これ以降の文章には映画の内容に関する重要な情報が書かれています。
まだ映画を見ていない人がみると映画の面白さを損なうことがありますのでご注意下さい。







深い海にダイブする。夜のしじまにも似た深い海(生命の発生点)にダイブする。サイボーグが故に、自らの比重の重さで沈んでいく。(一種の自殺行為にも似た。)フローター。夕陽に照らされた赤い海面に向かって、静かに浮上する。大気と海の境界で、青と赤が乱反射し、混じり合う。彼女は自らの唇にキスをする。地球に抱きしめられながら。(ガイア仮説によると地球も生命体の一種。)

上記のシーンが、秀逸だと思う。導入の仕方。音楽。/サイボーグも人間も、地球や宇宙(これもより大きな生命体)から見れば、優れた知覚体の一種で等価なものだとの意味でしょう。作品のテーマがここに見事に表現されていると思う。

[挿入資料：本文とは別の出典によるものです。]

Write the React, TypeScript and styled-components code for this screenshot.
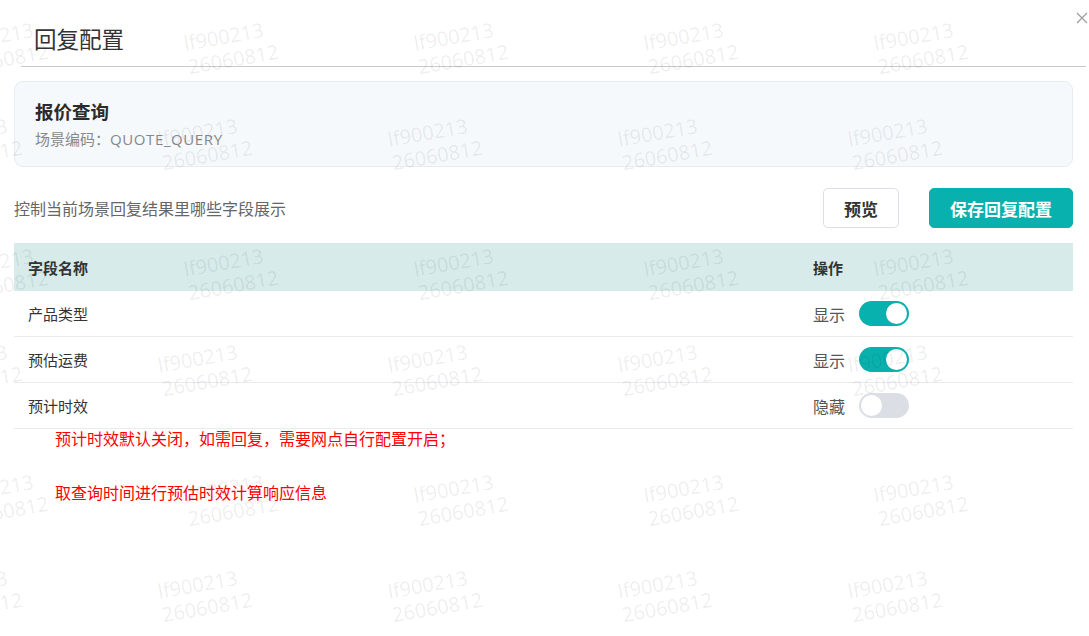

中華街のシーン/迷彩色のネオン、透き通ったウインドウ、緩やかな川面、白昼夢のような時間の流れ、全編がリドリー・スコット監督の『ブレード・ランナー』にオマージュを捧げている感じがする。更には、空中に飛来する飛行機の巨大な影(いかにも押井的風景なのだが)もこの街では、リドリー・スコットのシャネルのCFの飛行機の影を連想させる。素敵だ。

最後の方の、恐竜博物館?の廃墟での戦闘場面。恐竜の骨の埋まった壁面に銃弾が突き刺さる質感が心地良く、そしてアートしていた。うねる筋肉で、力の限り戦車を抉じ開けようとする肢体、そして砕け散る四肢に、エロスと生き物のはかなさを感じた。もの悲しい。「全てのアンドロイドに、夢を見る権利はある。」とふと思った。そう、この映画はまさしく、『ブレード・ランナー』への返歌なのだ。

余談:ラストの展開は、やや安直だと思う。しかし、あの 純愛は、幾ばくか成就した感じがする。